Are you ready for the commitment of watering the tree on a regular basis?

How will the tree look in your living room?

How will the tree look splayed out on the sidewalk the morning of December 26th?

Does the tree require tap water, Poland Spring, or the really good Italian aqua that comes in glass bottles?

In the event that Santa Claus (Kris Kringle) is real, would the sight of the tree enthrall him to garnish it with gifts or climb back in the chimney and move onto the next house?

In the event that Santa Claus (Kris Kringle) is not real, would your childlike imagining of him approve of chosen tree?

You know your local department store sells plastic ones that are shed-free and pre-lit for like 19 bucks, right?

Would your mother-in-law strongly disapprove or slightly disapprove of choice of tree?

Is chosen tree truly the Cadillac of Trees, or rather the (compact and unassuming) Ford Focus of Trees?

When listening to Brenda Lee ‘s “Rockin ‘ Around the Christmas Tree, ‘ is this the tree you picture?

Does chosen tree exemplify the birth of Christ in all his glory?

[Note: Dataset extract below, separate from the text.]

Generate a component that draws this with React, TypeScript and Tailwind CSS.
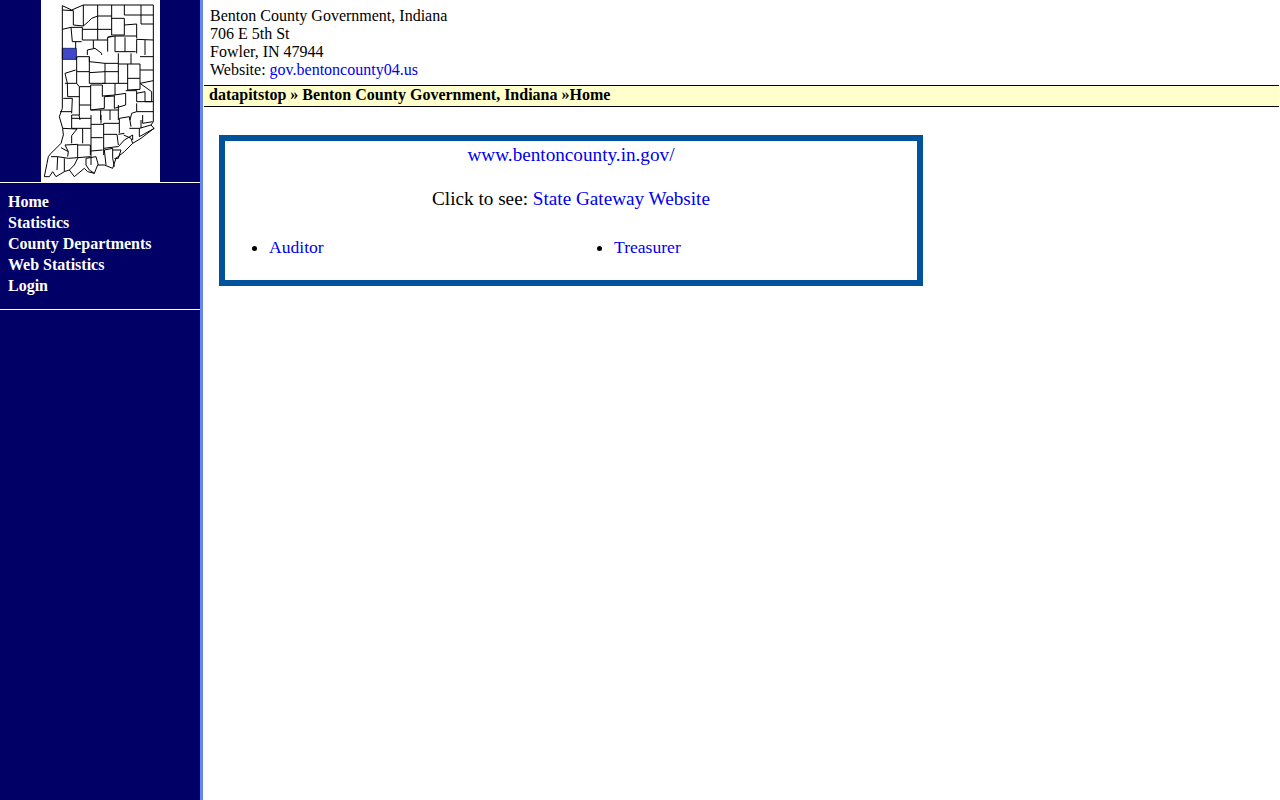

What greeting would best compliment chosen tree: Happy Holidays, Merry Christmas, or Merry Jesus CHRISTmas Amen?

Would chosen tree make both your Instagram and Facebook followers sufficiently seethe with jealousy?

Do you have as strong an attraction with the tree as the lovelorn lead characters in the critically acclaimed new film Call Me By Your Name, in theaters now?

Is chosen tree housebroken?

How many fidget spinners can be stacked under tree?

Are you ready for the nostalgic smell of pine to linger in your house and bring you back to a time in your life when everything was simpler and you weren ‘t in crushing debt?

Does the concept of free will exist or is it merely an illusion? (Note: Not entirely related to picking a real tree, just something to think about.)

If transporting tree using public transit, are you prepared to purchase a seat for chosen tree and dress it up so people think it ‘s a hairy green person in a hoodie?

Why stop at purchasing a single tree when you can buy one for every room of the house (bathrooms included)?

In the event of a devastating house fire, are you emotionally capable of watching the tree burn through the window of your living room along with the rest of your belongings and then and only then realize that the true meaning of the holidays isn ‘t about picking the perfect tree or buying the perfect gifts, but rather about the people you ‘re with and then call your estranged father?

Why are you participating in this capitalist charade anyway?